Decisions at Energy Saving Trust are driven by the organisation’s mission to address the climate emergency. The UK and the Scottish, Welsh and Northern Ireland governments’ commitments to statutory net zero emissions targets means EST will continue to be at the heart of the movement towards a low carbon economy, working to reduce the UK's dependency on fossil fuels and raising awareness of energy efficiency, small scale renewables and sustainable transport. Much of our work to increase energy efficiency and the use of sustainable energy also results in a reduction in fuel bills as well as in carbon emissions and the current crisis in energy prices means ever greater interest, support and impact for our work.
We seek to grow the organisation to produce greater impact on both the ever-intensifying climate emergency and the fuel price crisis, investing in increasing the scale of our programmes and in reaching more people with our messages, in line with a strategic plan for growth approved by the Board and reviewed and updated each year. We are able to make this investment as any surpluses we generate are not distributed but reinvested to support and develop our mission. We continue to focus on key areas; currently these are extending our consumer advice services to reach more of the UK, growing our digital offerings and services and increasing the number of programmes and services we deliver in the key English market.

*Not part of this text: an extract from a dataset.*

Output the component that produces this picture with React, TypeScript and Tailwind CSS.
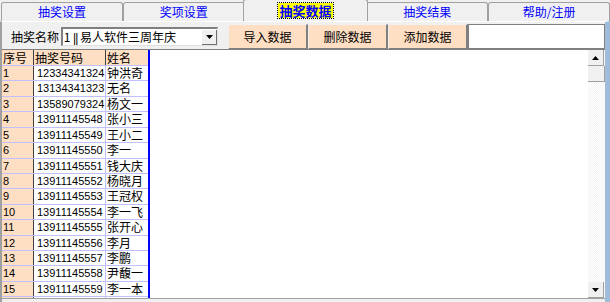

To address these key areas we have developed a number of state of the art tools to provide and use data on energy use and carbon emissions from homes whilst on sustainable transport, we work with a wide variety of partners to develop solutions that address and mitigate transport energy use and carbon emissions, including solutions to improve air quality. We also provide widely used information, data and insight on energy saving behaviours, insulation and energy efficiency, small scale renewable energy, sustainable transport and water efficiency. In the four nations of the UK, by collaborating with other organisations, we continue to engage with hard-to-reach audiences, including those on lower incomes and/or in fuel poverty, helping to remove the barriers that prevent vulnerable customers from getting the support needed to save money and reduce energy consumption.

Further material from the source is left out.